Minneapolis — The Metrodome brings back sweet memories for Kentucky.
The Wildcats passed through the dome in 1996 on their way to the national championship. They beat Utah 101-70 and earned a trip to the Final Four by defeating Tim Duncan and Wake Forest, 83-63. Kentucky is 30-6 in domes.
Yet the cavernous, 21-year-old building remains one of the least-popular venues in sports. The NFL's Minnesota Vikings, baseball's Minnesota Twins and the University of Minnesota football team are all looking for new stadiums.
To accommodate seating for the basketball court, which takes up only about half of the artificial turf surface, crews have installed bleachers across from the benches and closed off some of the stadium seats behind them.
Wisconsin guard Kirk Penney was asked if it's tough to get his bearings in the Metrodome.
"Yeah, it's a dome," he said. "It's just getting the feel for it. You've just got to go out there. There is a little difference, but once you get a feel for it, it's fine.
"If you're put here, you've just got to make do."
Marquette star Dwyane Wade said his team already had tried to get accustomed to the unusual setting.
"We try to get used to the rims and the atmosphere. We don't worry about what's in the background, though, only the orange rim and the ball."
At least one Wisconsin player was pretty excited to play in the dome.
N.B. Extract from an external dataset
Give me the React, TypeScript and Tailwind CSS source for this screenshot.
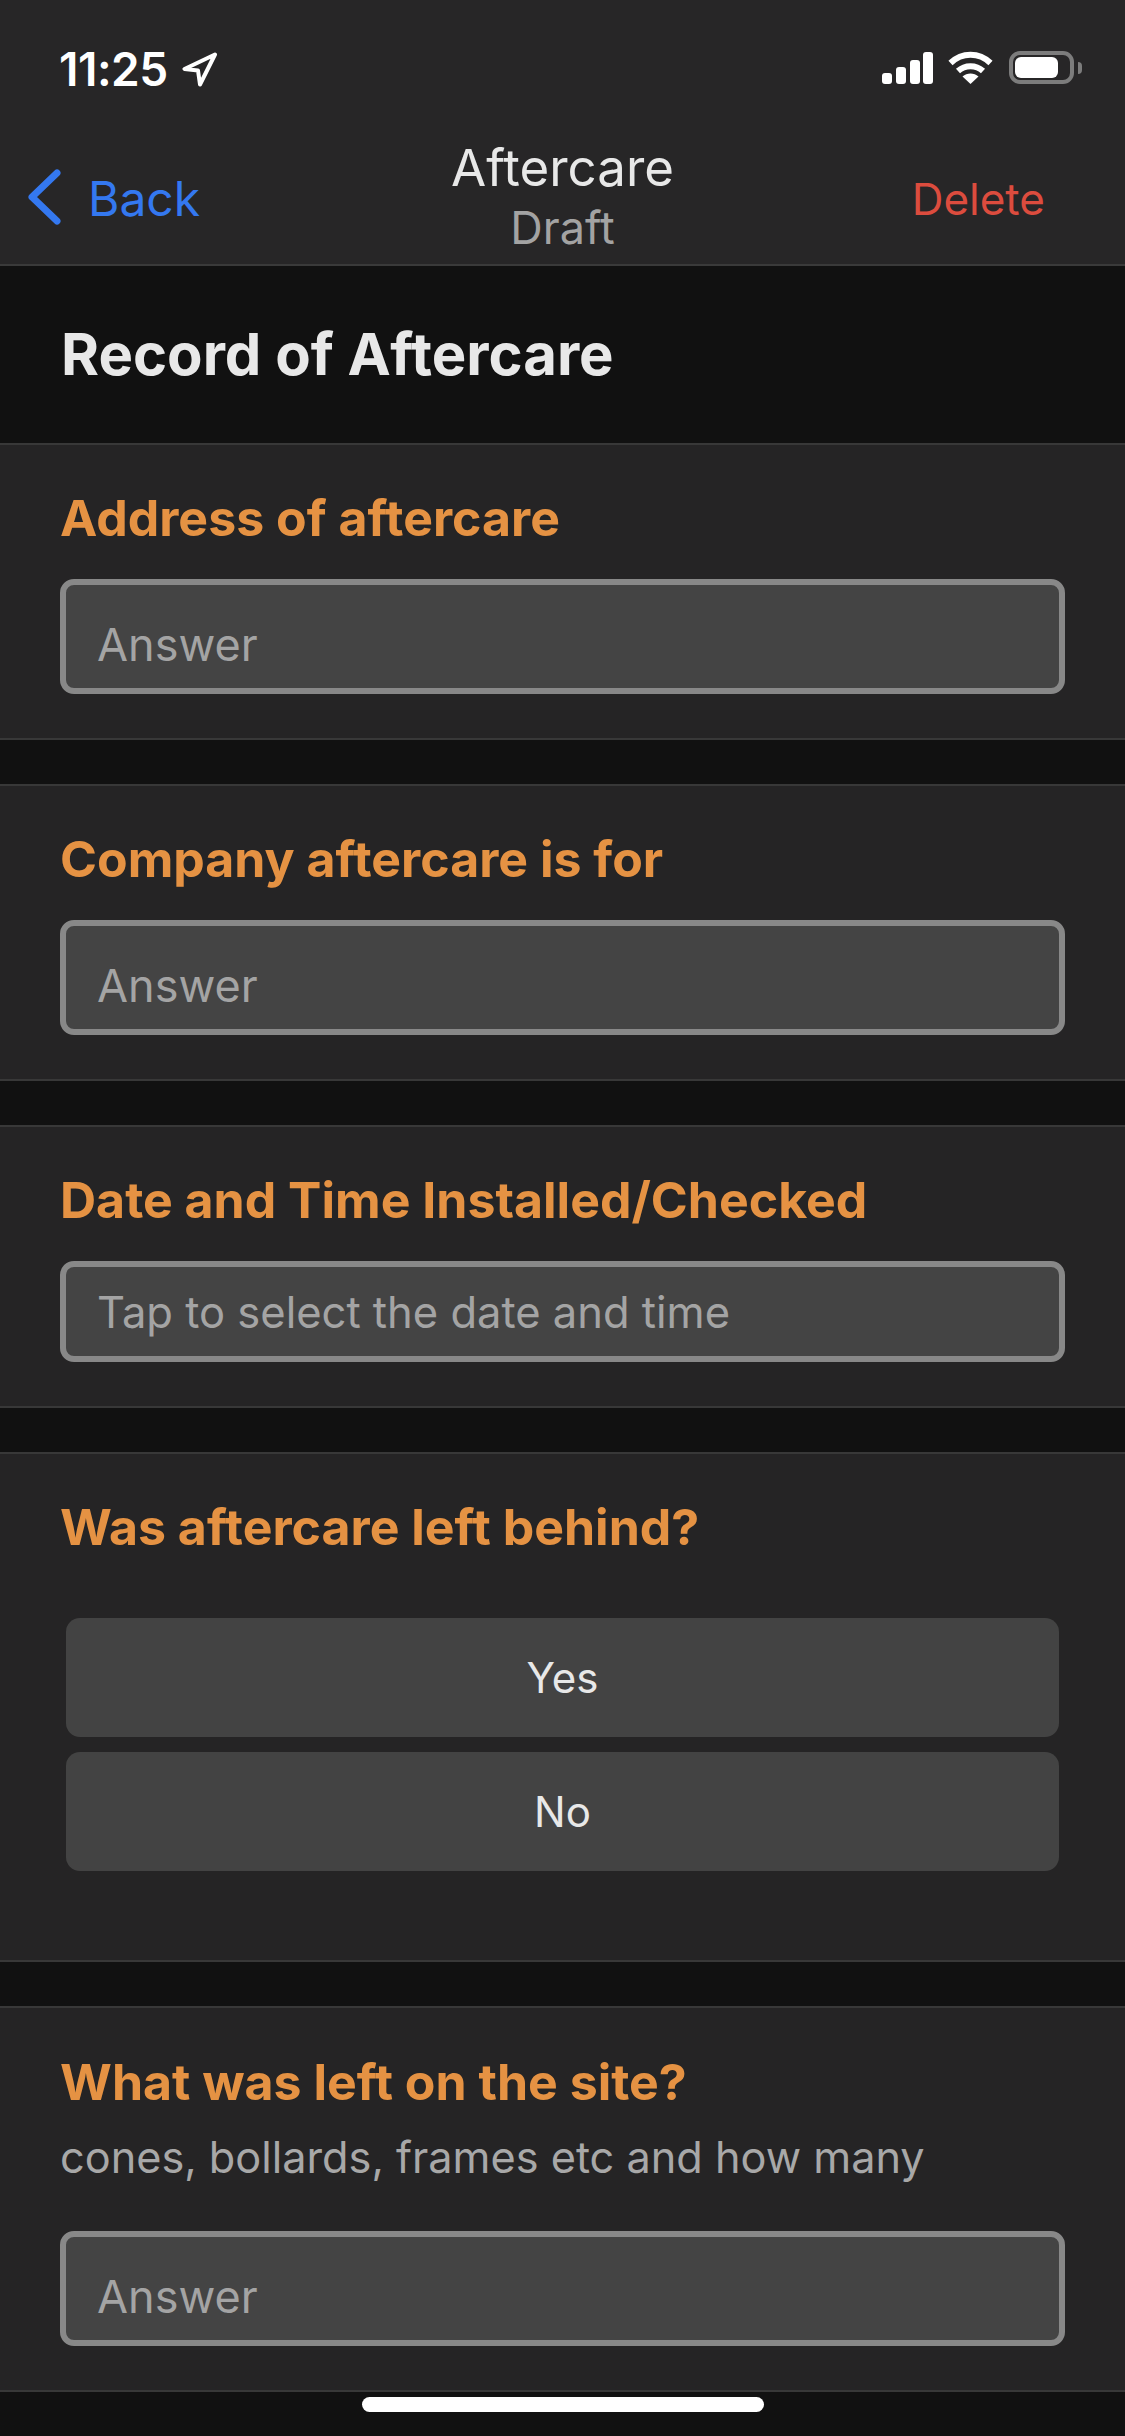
const font = "font-['Inter','Liberation_Sans',sans-serif]";

function StatusBar() {
  return (
    <div className="h-[132px] flex items-start justify-between pt-[44px] pl-[59px] pr-[43px]">
      <div className="flex items-center gap-[14px]">
        <span className="text-[46px] leading-[50px] font-semibold text-white tracking-[-0.5px]">11:25</span>
        <svg width="36" height="35" viewBox="0 0 36 35" fill="none">
          <path d="M33 2.5 L2.5 17 L16 18.5 L18 32.5 Z" stroke="#fff" strokeWidth="4" strokeLinejoin="round" />
        </svg>
      </div>
      <div className="flex items-center gap-[15px] pt-[7px]">
        <svg width="51" height="32" viewBox="0 0 51 32" fill="#fff">
          <rect x="0" y="21" width="10" height="11" rx="3" />
          <rect x="14" y="15" width="10" height="17" rx="3" />
          <rect x="28" y="8" width="10" height="24" rx="3" />
          <rect x="41" y="0" width="10" height="32" rx="3" />
        </svg>
        <svg width="45" height="33" viewBox="0 0 45 33" fill="none" stroke="#fff" strokeWidth="6">
          <path d="M2.5 12 C14 1 31 1 42.5 12" />
          <path d="M10 20 C17 13.5 28 13.5 35 20" />
          <path d="M22.5 33 L14.5 25.5 C19 21.5 26 21.5 30.5 25.5 Z" fill="#fff" stroke="none" />
        </svg>
        <div className="flex items-center ml-[1px]">
          <div className="w-[65px] h-[33px] rounded-[11px] border-[4px] border-[#7c7c7c] p-[2px] flex">
            <div className="w-[43px] h-full rounded-[6px] bg-white" />
          </div>
          <div className="w-[4px] h-[12px] rounded-r-full bg-[#7c7c7c] ml-[4px]" />
        </div>
      </div>
    </div>
  );
}

function NavBar() {
  return (
    <div className="h-[134px] grid grid-cols-[1fr_auto_1fr] border-b-2 border-[#3a3a3a] bg-[#272627]">
      <div className="flex items-start pl-[26px] pt-[36px] gap-[26px]">
        <svg width="36" height="58" viewBox="0 0 36 58" fill="none">
          <path d="M31 5 L6 29 L31 53" stroke="#3478f0" strokeWidth="7" strokeLinecap="round" strokeLinejoin="round" />
        </svg>
        <span className="text-[48px] leading-[62px] text-[#3478f0]">Back</span>
      </div>
      <div className="flex flex-col items-center pt-[5px]">
        <span className="text-[51px] leading-[62px] text-[#e8e8e8]">Aftercare</span>
        <span className="text-[45px] leading-[52px] mt-[3px] text-[#a3a3a3]">Draft</span>
      </div>
      <div className="flex justify-end pt-[39px] pr-[80px]">
        <span className="text-[44px] leading-[56px] text-[#dc4c3e]">Delete</span>
      </div>
    </div>
  );
}

function Label({ children }: { children: string }) {
  return <div className="text-[50px] leading-[60px] font-bold text-[#e59243]">{children}</div>;
}

function Answer({ text = "Answer", tall = true }: { text?: string; tall?: boolean }) {
  return (
    <div
      className={
        "flex items-center pl-[31px] rounded-[14px] border-[6px] border-[#888888] bg-[#444444] text-[#a4a4a4] " +
        (tall ? "h-[115px] pt-[16px] text-[45px]" : "h-[101px] pt-[2px] text-[43.5px]")
      }
    >
      {text}
    </div>
  );
}

function Card({ children, className }: { children: React.ReactNode; className: string }) {
  return <div className={"bg-[#252425] border-y-2 border-[#383838] px-[60px] " + className}>{children}</div>;
}

function Choice({ children }: { children: string }) {
  return (
    <div className="h-[119px] flex items-center justify-center rounded-[14px] bg-[#434343] text-[42px] text-[#e8e8e8]">
      {children}
    </div>
  );
}

export default function App() {
  return (
    <div className={"w-[1125px] h-[2436px] overflow-hidden relative bg-[#111111] " + font}>
      <div className="bg-[#272627]">
        <StatusBar />
      </div>
      <NavBar />
      <div className="h-[177px] flex items-center pl-[61px] pb-[1px] text-[58px] font-bold text-[#e8e8e8]">
        Record of Aftercare
      </div>

      <Card className="h-[297px] pt-[43px]">
        <Label>Address of aftercare</Label>
        <div className="mt-[31px]">
          <Answer />
        </div>
      </Card>

      <Card className="h-[297px] pt-[43px] mt-[44px]">
        <Label>Company aftercare is for</Label>
        <div className="mt-[31px]">
          <Answer />
        </div>
      </Card>

      <Card className="h-[283px] pt-[43px] mt-[44px]">
        <Label>Date and Time Installed/Checked</Label>
        <div className="mt-[31px]">
          <Answer text="Tap to select the date and time" tall={false} />
        </div>
      </Card>

      <Card className="h-[510px] pt-[43px] mt-[44px]">
        <Label>Was aftercare left behind?</Label>
        <div className="mt-[61px] mx-[6px] flex flex-col gap-[15px]">
          <Choice>Yes</Choice>
          <Choice>No</Choice>
        </div>
      </Card>

      <Card className="h-[386px] pt-[44px] mt-[44px]">
        <Label>What was left on the site?</Label>
        <div className="text-[43.25px] leading-[56px] mt-[17px] text-[#a8a8a8]">cones, bollards, frames etc and how many</div>
        <div className="mt-[46px]">
          <Answer />
        </div>
      </Card>

      <div className="absolute bottom-[24px] left-[362px] w-[402px] h-[15px] rounded-full bg-white" />
    </div>
  );
}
Freshman forward Andreas Helmigk just wasn't sure which dome it is.
"To come from a small town in Austria and now I'm in the Sweet 16, now I'm playing in the Superdome, where the Vikings play."
Anaheim, Calif. -- Notre Dame's Mike Brey is keeping some impressive company at the West Regional.
His fellow coaches in Anaheim are Arizona's Lute Olson, a basketball Hall of Fame member, Duke's Mike Krzyzewski and Roy Williams of Kansas.
"Mike just knows people, he's just really a good guy," Krzyzewski said.
Brey spent eight years as a Duke assistant under Krzyzewski before getting his first head coaching job at Delaware. Brey came to Notre Dame three years ago.
"You use all three of them as models. Certainly, my eight years in Durham with Mike had a huge influence on me," Brey said Wednesday.
What did he learn?
"The first thing would be get a lot of good players," he said. "The daily competition and intensity that you need to run a program at this level, Mike was a great example of that. One of the things he made very clear when he hired me back in '87 was he didn't want anybody coming down there who didn't want to be a head coach."
Minneapolis -- A newspaper reported Wednesday that former Wisconsin coach Dick Bennett will become the next coach at Washington State.
The Wisconsin State Journal in Madison, quoting an unidentified source, said the school plans to introduce Bennett as coach Saturday.
According to the Spokane Spokesman Review, sources in Washington State's athletic department said Bennett, whose son Tony is an assistant coach with the Badgers, is a strong candidate for the job.
The elder Bennett left coaching in 2000 and still resides in Madison, Wis. Badgers guard and New Zealand native Kirk Penney was one of the players Dick Bennett lured to Wisconsin.
"He's a great coach and if he feels the urge again, that's wonderful. He's one of the best," Penney said. "I support him, absolutely. I love playing with him, if he feels he wants to get back into the game, that's great."
Extra points: Marquette freshman guard Jared Sichting is the son of Minnesota Timberwolves assistant Jerry Sichting. ... Marquette coach Tom Crean spent the 1994-95 season with Pittsburgh. "It's a special game because we're in the Sweet 16 and I have a ton of respect for Pittsburgh. ... I loved the time I spent with Ralph Willard there. I enjoyed my time there. I've always been a city of Pittsburgh and University of Pittsburgh fan." ... Pittsburgh coach Ben Howland told his team he has a plan similar to that of Marquette's most famous coach. "I've told them that we want to win the whole thing and I want to be the next Al McGuire and retire at age 45 and get right into television ... really have some fun and make the big money," Howland said.